Livre d’Or
Texte de Béatrice Pasquer, suite à un Stage d’écriture que j’ai agrémenté de ma cuisine
Bons pots, bons mots
Dès potron-minet, elle file dans sa cuisine, les yeux encore lourds de sommeil. La nuit, on dirait qu’elle révise ses recettes. Sucré, salé, croquant, fondant, elle se demande quel plat elle va nous mijoter. Ou bien est-ce par nos mots que ses rêves sont agités ? Mots qui s’échappent entre nos bruits de fourchettes, lorsque repus d’écrire nous venons nous rassasier de tendres bouchées pour faire couler ces mots rêches qui ont du mal à sortir.
Les mots, ça creuse, ça bouillonne, ça rissole et parfois ça crame à l’intérieur.
Quand elle nous voit débouler au beau milieu de la matinée près de ses casseroles, les yeux bouffis, cherchant un mouchoir pour éponger les mots de trop, elle relève la tête sans piper mot. Elle tend l’oreille à ce qu’on vient lui livrer de nos histoires qui s’écrivent de l’autre côté de sa fenêtre. Elle saisit bien qu’on les épluche parfois à l’envers. Ou qu’il leur manque un peu de liant. Elle met de l’eau à chauffer, nous sert un bol de thé pour nous ravigoter. Puis elle retourne à ses cocottes, émince, effile, blanchit. Carottes, blettes, poireaux, courgettes, navets, pas de temps à perdre, faire cuire tout ça à l’étouffée.
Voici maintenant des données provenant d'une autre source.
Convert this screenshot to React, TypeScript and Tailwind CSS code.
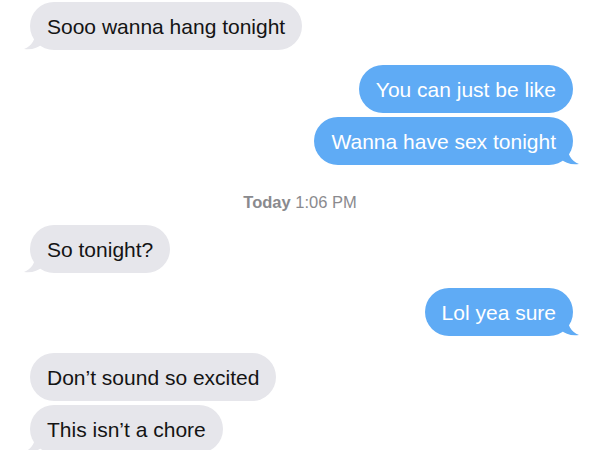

Elle sait bien qu’elle va nous voir rappliquer les uns après les autres, chacun son heure pour évacuer son flot de mots. Ou serait-ce par intérêt, comme attirés par le frigo ? Non, pas pour chaparder ou grignoter ! Aucune fringale possible avec ce qu’elle nous sert notre cuisinière. Juste pour y trouver une place au frais. Une place où déposer nos textes. Ah oui, ça c’est une autre recette. Celle de notre chef sans tablier, qui nous dit que nos écrits, il faut savoir les laisser reposer.
Décidément, bons mots, bons plats sont bien liés. Voyelles, consonnes, moelleux, croustillant. Du cru, du cuit, présent, passé. Toujours une histoire de temps. Mais avec elle, Anaëlle, c’est toujours du plus que parfait !
Elle nous glisse même qu’elle aimerait bien s’y essayer aux mots. Sentir leur goût d’un peu plus près. Elle qui ne voit passer que nos épluchures.
Et si on l’invitait à notre table ? Elle pourrait nous aider à rectifier les nôtres. Elle qui sait si bien assaisonner. Les plus fades, elle saurait les pimenter. Les plus amers, les saupoudrer d’un suave nappage pour leur faire perdre leur mordant. À moins qu’elle ne veuille leur faire la peau !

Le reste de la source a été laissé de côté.